Durante os últimos anos a comunicação social especializou-se em aumentar as audiências atacando Sócrates, transformando a política portuguesa num tiro ao boneco. Agora a orgia acabou, ainda que alguns jornalistas, como a pequena da RR, alimentem a esperança de ainda conseguirem uns momento à custa de Sócrates. Como farão para manter as audiências? Durante algum tempo alimentarão o período de graça de Passos Coelho, mas mais tarde ou mais cedo perceberão que o bolo da RTP não dá para todos, que Balsemão impedirá a criação do quarto canal deixando a Cofina sem uma estação de televisão e que o elogio do primeiro-ministro não alimenta audiências. Não é a primeira vez que a comunicação passa por este mau bocado, da última vez que isso sucedeu foi o Caso Casa Pia, que ainda se arrasta nos tribunais, que a salvou do marasmo. O que sucederá desta vez quando o PSD descer nas sondagens e a comunicação social estiver com falta de matéria-prima?

O que sucederá no PS?

O PS vai provar o pão que o diabo amassou, pela frente estão quatro anos de oposição e a não ser que Passos Coelho não desista da sua revolução liberal é certo que mais tarde ou mais cedo o ciclo económico conduzirá ao crescimento económico e isso pode significar mais quatro anos de oposição ao PS. António José Seguro e outros esperaram a queda de Sócrates nunca sujando as mãos apoiando-o de forma clara. Agora recebem um presente envenenado, uma longa travessia no deserto e algumas derrotas eleitorais anunciadas.

Como se entenderá Passos Coelho com a sua clientela autárquica?

Passos Coelho chega à liderança do PSD mais com o apoio dos autarcas do que das elites da capital que sempre o rejeitaram e consideraram um incapaz. Agora é primeiro-ministro e uma das grandes reformas que terá de implementar, porque é inadiável e resulta de uma imposição do acordo, é a do ordenamento do território. Estando na oposição seria mais fácil alimentar a revolta ruralista contra a extinção de autarquias, sendo governo terá de assumir as responsabilidades. É mais difícil reformar do que alimentar manifestações populistas contra todas as reformas e Passos Coelho arrisca-se a pagar com língua de palmo muito do que fendeu no passado recente em domínios como o encerramento de pequenas escolas, a extinção de serviços de saúde arcaicos ou as SCUT.

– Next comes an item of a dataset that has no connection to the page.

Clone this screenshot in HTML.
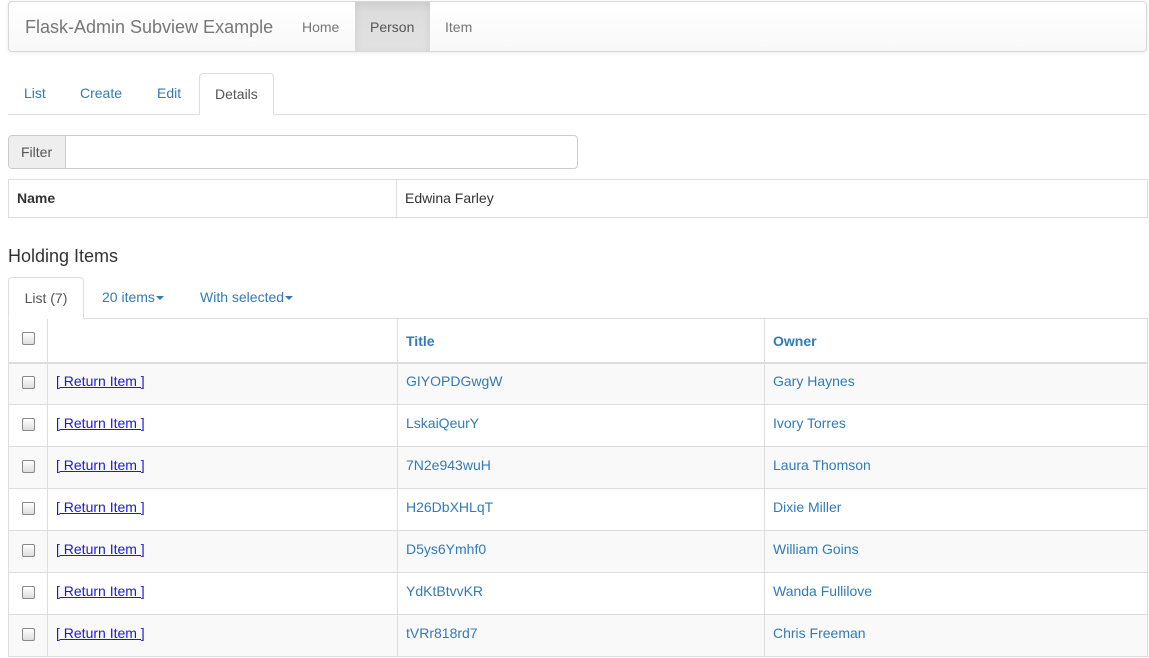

Onde estão os defensores da unidade nacional?

Quando acreditavam na derrota do PSD o Expresso lançou uma brigada do reumático a defender um governo de unidade nacional que até foi recebida em Belém. Agora que a direita alcançou a maioria absoluta desapareceu, ninguém os viu na noite eleitoral.
 
Passos Coelho cumpriu o sonho de Sá Carneiro?

Aparentemente sim, mas nem Passos Coelho tem a estatura política e intelectual de Sá Carneiro nem Cavaco Silva será o presidente banana que o falecido líder do PSD desejava. Sá Carneiro era primeiro-ministro e queria escolher o Presidente da República, agora é Cavaco que é Presidente da República e escolheu o primeiro-ministro. O que Sá Carneiro pretendia era deter o poder do executivo e controlar o Presidente da República, agora é Cavaco que tem a Presidência da República e quer controlar o poder executivo. Será Pedro Passos Coelho o equivalente ao banana que Sá Carneiro queria em Belém? Quem cumpriu o sonho de Sá Carneiro foi Cavaco Silva e Pedro Passos Coelho poderá vir a ser o Soares Carneiro de Cavaco.